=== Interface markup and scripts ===
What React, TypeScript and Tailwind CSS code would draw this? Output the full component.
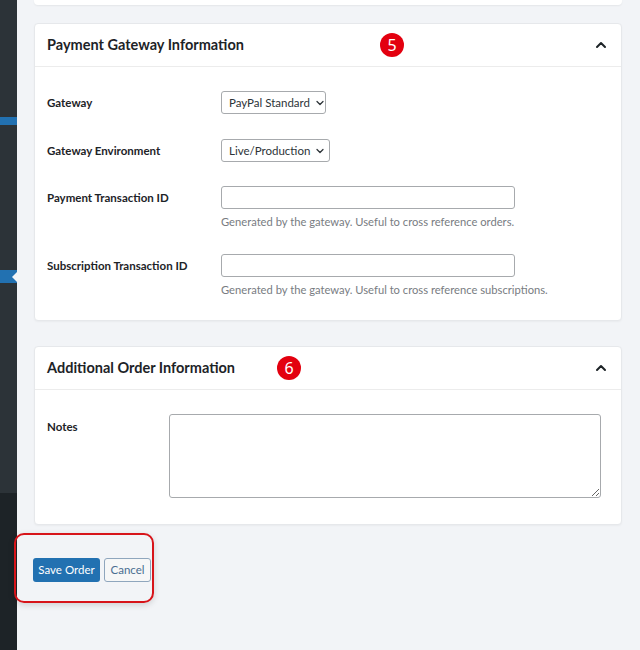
import { ChevronDown, ChevronUp } from "lucide-react";

const font = { fontFamily: 'Lato, "Noto Sans", sans-serif' };

function Badge({ n, className }: { n: string; className: string }) {
  return (
    <span
      className={`absolute top-1/2 -translate-y-1/2 flex h-[24px] w-[24px] items-center justify-center rounded-full bg-[#e3000f] text-[16px] leading-none text-white ${className}`}
      style={{ fontFamily: '"Noto Sans", sans-serif' }}
    >
      {n}
    </span>
  );
}

function CardHeader({ title, badge }: { title: string; badge: React.ReactNode }) {
  return (
    <div className="relative flex h-[43px] items-center justify-between border-b border-[#ececec] px-3">
      <h2 className="text-[14.5px] font-bold text-[#1d2327]">{title}</h2>
      {badge}
      <ChevronUp className="h-[16px] w-[16px] text-[#1d2327]" strokeWidth={3} />
    </div>
  );
}

function Select({ value, width }: { value: string; width: string }) {
  return (
    <div
      className={`flex h-[23px] items-center justify-between gap-1 whitespace-nowrap rounded-[3px] border border-[#a7aaad] bg-white pl-[7px] pr-[6px] text-[11.5px] text-[#2c3338] ${width}`}
    >
      <span>{value}</span>
      <ChevronDown className="h-[12px] w-[12px] shrink-0 text-[#2c3338]" strokeWidth={2.5} />
    </div>
  );
}

function Label({ children }: { children: React.ReactNode }) {
  return <div className="text-[11.5px] font-bold leading-[23px] text-[#1d2327]">{children}</div>;
}

export default function App() {
  return (
    <div className="flex h-[650px] w-[640px] overflow-hidden bg-[#f2f4f7]" style={font}>
      {/* admin sidebar sliver */}
      <div className="flex w-[17px] shrink-0 flex-col">
        <div className="h-[117px] bg-[#2c3338]" />
        <div className="relative h-[8px] bg-[#2271b1]" />
        <div className="h-[145px] bg-[#2c3338]" />
        <div className="relative h-[13px] bg-[#2271b1]">
          <span className="absolute right-0 top-[2px] h-0 w-0 border-y-[5px] border-r-[5px] border-y-transparent border-r-[#f2f4f7]" />
        </div>
        <div className="h-[210px] bg-[#2c3338]" />
        <div className="flex-1 bg-[#1d2327]" />
      </div>

      <main className="flex-1 px-[17px] pr-[18px]">
        <div className="h-[5px] rounded-b-[4px] bg-white shadow-[0_1px_2px_rgba(0,0,0,0.06)]" />

        {/* Payment gateway card */}
        <section className="mt-[18px] rounded-[4px] border border-[#e6e8eb] bg-white shadow-[0_1px_2px_rgba(0,0,0,0.04)]">
          <CardHeader
            title="Payment Gateway Information"
            badge={<Badge n="5" className="left-[345px]" />}
          />
          <div className="px-3 pb-[21px] pt-[24px]">
            <div className="grid grid-cols-[174px_1fr]">
              <Label>Gateway</Label>
              <Select value="PayPal Standard" width="w-[105px]" />
            </div>
            <div className="mt-[25px] grid grid-cols-[174px_1fr]">
              <Label>Gateway Environment</Label>
              <Select value="Live/Production" width="w-[109px]" />
            </div>
            <div className="mt-[24px] grid grid-cols-[174px_1fr]">
              <Label>Payment Transaction ID</Label>
              <div>
                <input className="block h-[23px] w-[294px] rounded-[3px] border border-[#a7aaad] bg-white" />
                <p className="mt-[4px] text-[11.2px] leading-[18px] text-[#787c82]">
                  Generated by the gateway. Useful to cross reference orders.
                </p>
              </div>
            </div>
            <div className="mt-[23px] grid grid-cols-[174px_1fr]">
              <Label>Subscription Transaction ID</Label>
              <div>
                <input className="block h-[23px] w-[294px] rounded-[3px] border border-[#a7aaad] bg-white" />
                <p className="mt-[4px] text-[11.2px] leading-[18px] text-[#787c82]">
                  Generated by the gateway. Useful to cross reference subscriptions.
                </p>
              </div>
            </div>
          </div>
        </section>

        {/* Additional info card */}
        <section className="mt-[25px] rounded-[4px] border border-[#e6e8eb] bg-white shadow-[0_1px_2px_rgba(0,0,0,0.04)]">
          <CardHeader
            title="Additional Order Information"
            badge={<Badge n="6" className="left-[242px]" />}
          />
          <div className="grid grid-cols-[122px_1fr] pb-[26px] pl-3 pr-[20px] pt-[24px]">
            <div className="pt-[2px] text-[11.5px] font-bold leading-[22px] text-[#1d2327]">Notes</div>
            <textarea className="block h-[84px] w-full resize-y rounded-[3px] border border-[#a7aaad] bg-white" />
          </div>
        </section>

        {/* actions */}
        <div className="relative mt-[33px] flex gap-[4px]">
          <div className="pointer-events-none absolute -left-[20px] -top-[25px] h-[70px] w-[140px] rounded-[10px] border-2 border-[#d7141a] shadow-[0_2px_6px_rgba(0,0,0,0.15)]" />
          <button className="-ml-[1px] h-[24px] w-[67px] rounded-[3px] bg-[#2271b1] text-[11.5px] text-white">
            Save Order
          </button>
          <button className="h-[24px] w-[47px] rounded-[3px] border border-[#8fa6bd] bg-[#f6f7f7] text-[11.5px] text-[#4a6e91]">
            Cancel
          </button>
        </div>
      </main>
    </div>
  );
}
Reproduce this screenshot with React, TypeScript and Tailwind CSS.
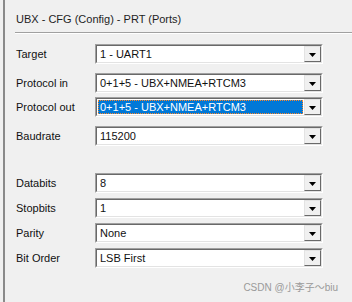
const rows = [
  { label: "Target", value: "1 - UART1", gap: "mt-[10px]" },
  { label: "Protocol in", value: "0+1+5 - UBX+NMEA+RTCM3", gap: "mt-[9px]" },
  { label: "Protocol out", value: "0+1+5 - UBX+NMEA+RTCM3", gap: "mt-[4px]", selected: true },
  { label: "Baudrate", value: "115200", gap: "mt-[9px]" },
  { label: "Databits", value: "8", gap: "mt-[27px]" },
  { label: "Stopbits", value: "1", gap: "mt-[5px]" },
  { label: "Parity", value: "None", gap: "mt-[5px]" },
  { label: "Bit Order", value: "LSB First", gap: "mt-[5px]" },
];

function Combo({ value, selected }: { value: string; selected?: boolean }) {
  return (
    <div className="w-[228px] h-[20px] border border-t-[#a0a0a0] border-l-[#a0a0a0] border-r-white border-b-white">
      <div className="h-full flex bg-white border border-t-[#696969] border-l-[#696969] border-r-[#e3e3e3] border-b-[#e3e3e3]">
        {selected ? (
          <div className="flex-1 m-px bg-[#0078d7] border border-dotted border-[#ff8728] text-white pl-[1px] flex items-center leading-[12px]">
            {value}
          </div>
        ) : (
          <div className="flex-1 pl-[3px] flex items-center leading-[12px]">{value}</div>
        )}
        <div className="w-[17px] h-full bg-[#f0f0f0] border border-t-[#e3e3e3] border-l-[#e3e3e3] border-r-[#696969] border-b-[#696969] flex items-center justify-center">
          <svg width="7" height="4" viewBox="0 0 7 4" className="mt-[2px]">
            <path d="M0 0h7L3.5 4z" fill="#000" />
          </svg>
        </div>
      </div>
    </div>
  );
}

export default function App() {
  return (
    <div
      className="relative w-[352px] h-[302px] bg-[#f0f0f0] flex text-[11px] text-[#111] overflow-hidden"
      style={{ fontFamily: '"Liberation Sans", Arial, sans-serif' }}
    >
      <div className="ml-[3px] w-[2px] h-full bg-[#8a8a8a]" />
      <div className="flex-1 flex flex-col">
        {/* Title */}
        <div className="pt-[13px] pl-[11px] leading-[13px] text-[#1e1e1e]">
          UBX - CFG (Config) - PRT (Ports)
        </div>
        <div className="mt-[6px] ml-[10px] h-[2px] border-t border-t-[#a0a0a0] border-b border-b-white" />

        {rows.map((row) => (
          <div key={row.label} className={`${row.gap} pl-[11px] flex items-center`}>
            <div className="w-[79px] leading-[13px]">{row.label}</div>
            <Combo value={row.value} selected={row.selected} />
          </div>
        ))}
      </div>

      <div
        className="absolute right-[14px] bottom-[8px] text-[10px] leading-[12px] text-[#9a9a9a]"
        style={{ fontFamily: '"Liberation Sans", "Noto Sans CJK SC", sans-serif' }}
      >
        CSDN @小李子～biu
      </div>
    </div>
  );
}
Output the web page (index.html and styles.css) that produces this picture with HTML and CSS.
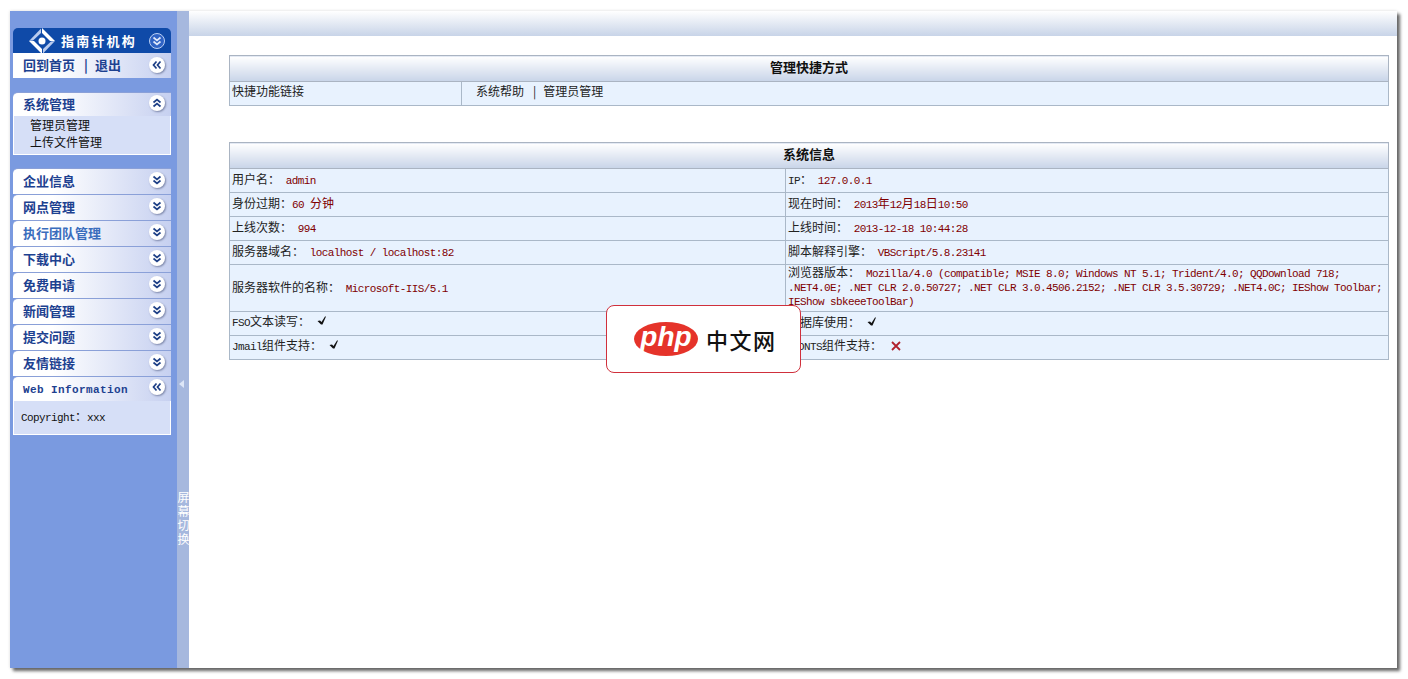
FILE: index.html
```html
<!DOCTYPE html>
<html lang="en">
  <head>
    <meta charset="UTF-8" />
    <title>管理中心</title>
    <link rel="stylesheet" href="styles.css">
  </head>
  <body>
  <svg class="defs" width="0" height="0">
    <symbol id="chev" viewBox="0 0 10 10">
      <path d="M1.5 4.5L5 1.5L8.5 4.5M1.5 8.5L5 5.5L8.5 8.5" fill="none" stroke="currentColor" stroke-width="1.7"/>
    </symbol>
    <symbol id="tick" viewBox="0 0 10 9">
      <path d="M0.5 5L3 4.5L4.5 6L8 0.5L9 0.5L5.5 8.5H4Z" fill="#111"/>
    </symbol>
    <symbol id="cross" viewBox="0 0 10 10">
      <path d="M1 1L9 9M9 1L1 9" fill="none" stroke="#b0202c" stroke-width="1.8"/>
    </symbol>
  </svg>

  <div class="window">
    <div class="side">
      <div class="logo-row">
        <svg class="logo" width="28" height="26" viewBox="0 0 28 26">
          <path d="M14 0L27 13L22 13L14 5Z" fill="#fff"/>
          <path d="M14 26L1 13L6 13L14 21Z" fill="#fff"/>
          <path d="M13 0.5L1 13L5 12.5L13 5Z" fill="#b9cbef"/>
          <path d="M15 25.5L27 13L23 13.5L15 21Z" fill="#b9cbef"/>
          <circle cx="14" cy="13" r="3.5" fill="#fff"/>
        </svg>
        <span class="logo-text">指南针机构</span>
        <span class="round round-blue"><svg width="10" height="10" class="down"><use href="#chev"/></svg></span>
      </div>
      <div class="row home-row">
        <span class="row-title">回到首页<span class="sep">|</span>退出</span>
        <span class="round"><svg width="10" height="10" class="left"><use href="#chev"/></svg></span>
      </div>

      <div class="group">
        <div class="row first-row">
          <span class="row-title">系统管理</span>
          <span class="round"><svg width="10" height="10"><use href="#chev"/></svg></span>
        </div>
        <div class="panel links">
          <div>管理员管理</div>
          <div>上传文件管理</div>
        </div>
      </div>

      <div class="group">
        <div class="row"><span class="row-title">企业信息</span><span class="round"><svg width="10" height="10" class="down"><use href="#chev"/></svg></span></div>
        <div class="row"><span class="row-title">网点管理</span><span class="round"><svg width="10" height="10" class="down"><use href="#chev"/></svg></span></div>
        <div class="row"><span class="row-title hover">执行团队管理</span><span class="round"><svg width="10" height="10" class="down"><use href="#chev"/></svg></span></div>
        <div class="row"><span class="row-title">下载中心</span><span class="round"><svg width="10" height="10" class="down"><use href="#chev"/></svg></span></div>
        <div class="row"><span class="row-title">免费申请</span><span class="round"><svg width="10" height="10" class="down"><use href="#chev"/></svg></span></div>
        <div class="row"><span class="row-title">新闻管理</span><span class="round"><svg width="10" height="10" class="down"><use href="#chev"/></svg></span></div>
        <div class="row"><span class="row-title">提交问题</span><span class="round"><svg width="10" height="10" class="down"><use href="#chev"/></svg></span></div>
        <div class="row"><span class="row-title">友情链接</span><span class="round"><svg width="10" height="10" class="down"><use href="#chev"/></svg></span></div>
        <div class="row first-row"><span class="row-title web-title">Web Information</span><span class="round"><svg width="10" height="10" class="left"><use href="#chev"/></svg></span></div>
        <div class="panel copy"><span class="en">Copyright</span>：<span class="en">xxx</span></div>
      </div>
    </div>

    <div class="split">
      <span class="split-arrow"></span>
      <span class="split-text">屏幕切换</span>
    </div>

    <div class="main">
      <div class="topbar"></div>
      <div class="content">
        <table class="tb">
          <colgroup><col class="c-short"><col></colgroup>
          <tr><th colspan="2">管理快捷方式</th></tr>
          <tr class="r25">
            <td>快捷功能链接</td>
            <td class="quick">系统帮助<span class="sep">|</span>管理员管理</td>
          </tr>
        </table>

        <table class="tb tb-info">
          <colgroup><col class="c-half"><col></colgroup>
          <tr><th colspan="2">系统信息</th></tr>
          <tr>
            <td>用户名： <b class="val en">admin</b></td>
            <td><span class="en">IP</span>： <b class="val en">127.0.0.1</b></td>
          </tr>
          <tr>
            <td>身份过期：<b class="val val-tight"><span class="en">60&nbsp;</span>分钟</b></td>
            <td>现在时间： <b class="val"><span class="en">2013</span>年<span class="en">12</span>月<span class="en">18</span>日<span class="en">10:50</span></b></td>
          </tr>
          <tr>
            <td>上线次数： <b class="val en">994</b></td>
            <td>上线时间： <b class="val en">2013-12-18 10:44:28</b></td>
          </tr>
          <tr>
            <td>服务器域名： <b class="val en">localhost / localhost:82</b></td>
            <td>脚本解释引擎： <b class="val en">VBScript/5.8.23141</b></td>
          </tr>
          <tr class="tall-row">
            <td>服务器软件的名称： <b class="val en">Microsoft-IIS/5.1</b></td>
            <td class="tall"><span class="tall-label">浏览器版本：</span> <b class="val val-tight">Mozilla/4.0 (compatible; MSIE 8.0; Windows NT 5.1; Trident/4.0; QQDownload 718; .NET4.0E; .NET CLR 2.0.50727; .NET CLR 3.0.4506.2152; .NET CLR 3.5.30729; .NET4.0C; IEShow Toolbar; IEShow sbkeeeToolBar)</b></td>
          </tr>
          <tr class="mark-row">
            <td><span class="en">FSO</span>文本读写： <svg class="mark" width="10" height="9"><use href="#tick"/></svg></td>
            <td>数据库使用： <svg class="mark" width="10" height="9"><use href="#tick"/></svg></td>
          </tr>
          <tr class="mark-row">
            <td><span class="en">Jmail</span>组件支持： <svg class="mark" width="10" height="9"><use href="#tick"/></svg></td>
            <td><span class="en fonts">FONTS</span>组件支持： <svg class="mark mark-x" width="10" height="10"><use href="#cross"/></svg></td>
          </tr>
        </table>
      </div>
    </div>
  </div>

  <div class="badge">
    <svg width="66" height="36" viewBox="0 0 66 36">
      <ellipse cx="33" cy="18" rx="32" ry="17" fill="#e5332a"/>
      <text class="badge-php" x="33" y="25" text-anchor="middle">php</text>
    </svg>
    <span class="badge-text">中文网</span>
  </div>
  </body>
</html>
```

FILE: styles.css
```css
body
{
    margin: 0;
    background: #fff;
    font-family: "Noto Sans CJK SC", "Liberation Mono", monospace;
    font-size: 12px;
    color: #222;
}
.defs
{
    position: absolute;
}
.en
{
    font-family: "Liberation Mono", monospace;
    font-size: 11px;
    letter-spacing: -0.6px;
}

.window
{
    display: flex;
    height: 657px;
    margin: 11px 11px 11px 10px;
    box-shadow: 3px 3px 3px #666, 0 0 3px #ddd;
}

/* left menu */
.side
{
    width: 158px;
    padding: 17px 6px 0 3px;
    background: #7a9ae0;
}
.logo-row
{
    display: flex;
    align-items: center;
    height: 25px;
    padding-left: 15px;
    background: #0f4aa8;
    border-radius: 5px 5px 0 0;
    box-sizing: border-box;
}
.logo-text
{
    margin-left: 5px;
    color: #fff;
    font-size: 13px;
    font-weight: 700;
    letter-spacing: 2.2px;
    white-space: nowrap;
}
.round-blue
{
    margin-left: auto;
}
.row
{
    display: flex;
    align-items: center;
    justify-content: space-between;
    box-sizing: border-box;
    height: 26px;
    padding: 0 6px 3px 10px;
    background: linear-gradient(to right, #fff 25%, #c6d0f0);
    border-top: 1px solid #8aa0d8;
    border-radius: 5px 0 0 0;
}
.home-row
{
    height: 25px;
    padding-bottom: 2px;
    border-top: 0;
    border-radius: 0;
}
.first-row
{
    height: 25px;
    padding-bottom: 4px;
}
.row-title
{
    color: #1d4190;
    font-size: 13px;
    font-weight: 700;
    white-space: nowrap;
}
.sep
{
    margin: 0 7px 0 9px;
}
.hover
{
    color: #3a6dbd;
}
.web-title
{
    margin-top: 6px;
    font-family: "Liberation Mono", monospace;
    font-size: 11px;
    letter-spacing: 0.4px;
}
.round
{
    display: flex;
    align-items: center;
    justify-content: center;
    width: 16px;
    height: 16px;
    border-radius: 50%;
    background: #fff;
    color: #1d3f86;
    box-shadow: 1px 1px 2px #7c86a8;
}
.round-blue
{
    margin-right: 6px;
    background: #2f63c4;
    color: #dfe8fa;
    border: 1px solid #bcd0f4;
    box-sizing: border-box;
    box-shadow: none;
}
.down
{
    transform: rotate(180deg);
}
.left
{
    transform: rotate(-90deg);
}
.group
{
    margin-top: 14px;
}
.group + .group
{
    margin-top: 13px;
}
.panel
{
    background: #d6dff7;
    border: 1px solid #fff;
    border-top: 0;
}
.links
{
    height: 38px;
    padding-left: 16px;
    line-height: 17px;
    color: #111;
}
.links div:first-child
{
    margin-top: -1px;
}
.copy
{
    height: 33px;
    padding-left: 7px;
    line-height: 30px;
    color: #111;
}

/* splitter */
.split
{
    position: relative;
    width: 12px;
    background: #a6b8de;
}
.split-arrow
{
    position: absolute;
    top: 369px;
    left: 2px;
    border: 4px solid transparent;
    border-left-width: 0;
    border-right: 5px solid #dde6f7;
}
.split-text
{
    position: absolute;
    top: 480px;
    left: 0;
    width: 12px;
    font-size: 12px;
    line-height: 12px;
    letter-spacing: 2px;
    color: #fff;
    writing-mode: vertical-rl;
    text-orientation: upright;
}

/* main area */
.main
{
    flex: 1;
    background: #fff;
}
.topbar
{
    height: 25px;
    background: linear-gradient(to bottom, #fff, #c8d4e8);
}
.content
{
    padding: 19px 8px 0 40px;
}
.tb
{
    width: 1160px;
    border-collapse: collapse;
    table-layout: fixed;
    background: #e8f2fe;
}
.tb-info
{
    margin-top: 36px;
}
.c-short
{
    width: 232px;
}
.c-half
{
    width: 556px;
}
.tb th
{
    padding: 0 0 4px;
    box-sizing: border-box;
    height: 26px;
    border: 1px solid #aab4c2;
    background: linear-gradient(to bottom, #fff, #c8d4e8);
    font-size: 13px;
    font-weight: 700;
    color: #111;
}
.tb td
{
    height: 21px;
    padding: 0 2px 2px;
    border: 1px solid #aab8c8;
    line-height: 14px;
    vertical-align: middle;
}
.tb .r25 td
{
    height: 23px;
    padding-bottom: 0;
    vertical-align: top;
    line-height: 18px;
}
.tb .quick
{
    padding-left: 14px;
}
.tb .tall-row td
{
    padding-bottom: 0;
}
.tb .mark-row td
{
    height: 20px;
    padding-bottom: 3px;
}
.tb .tall
{
    height: 46px;
    font-family: "Liberation Mono", monospace;
    font-size: 11px;
    letter-spacing: -0.6px;
}
.tall-label
{
    font-family: "Noto Sans CJK SC", sans-serif;
    font-size: 12px;
    line-height: 0;
    letter-spacing: 0;
}
.val
{
    margin-left: 3px;
    font-weight: 400;
    color: #800000;
}
.val-tight
{
    margin-left: 0;
}
.fonts
{
    margin-left: 4px;
}
.mark
{
    margin-left: 4px;
    vertical-align: 1px;
}
.mark-x
{
    margin-left: 6px;
    vertical-align: -1px;
}

/* floating badge */
.badge
{
    position: absolute;
    top: 305px;
    left: 606px;
    display: flex;
    align-items: center;
    box-sizing: border-box;
    width: 195px;
    height: 68px;
    padding-left: 26px;
    background: #fff;
    border: 1px solid #d0303c;
    border-radius: 8px;
}
.badge-php
{
    fill: #fff;
    font-family: "Liberation Sans", sans-serif;
    font-size: 28px;
    font-style: italic;
    font-weight: 700;
}
.badge-text
{
    margin-left: 7px;
    font-size: 22px;
    font-weight: 500;
    color: #111;
    letter-spacing: 1.5px;
}
```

=== Exercise objective ===
Extract every line that has the string "with" in it.

=== Solved problem ===
Reproduce this screenshot with React, TypeScript and Tailwind CSS.
Output the web page (index.html and styles.css) that produces this picture with HTML and CSS.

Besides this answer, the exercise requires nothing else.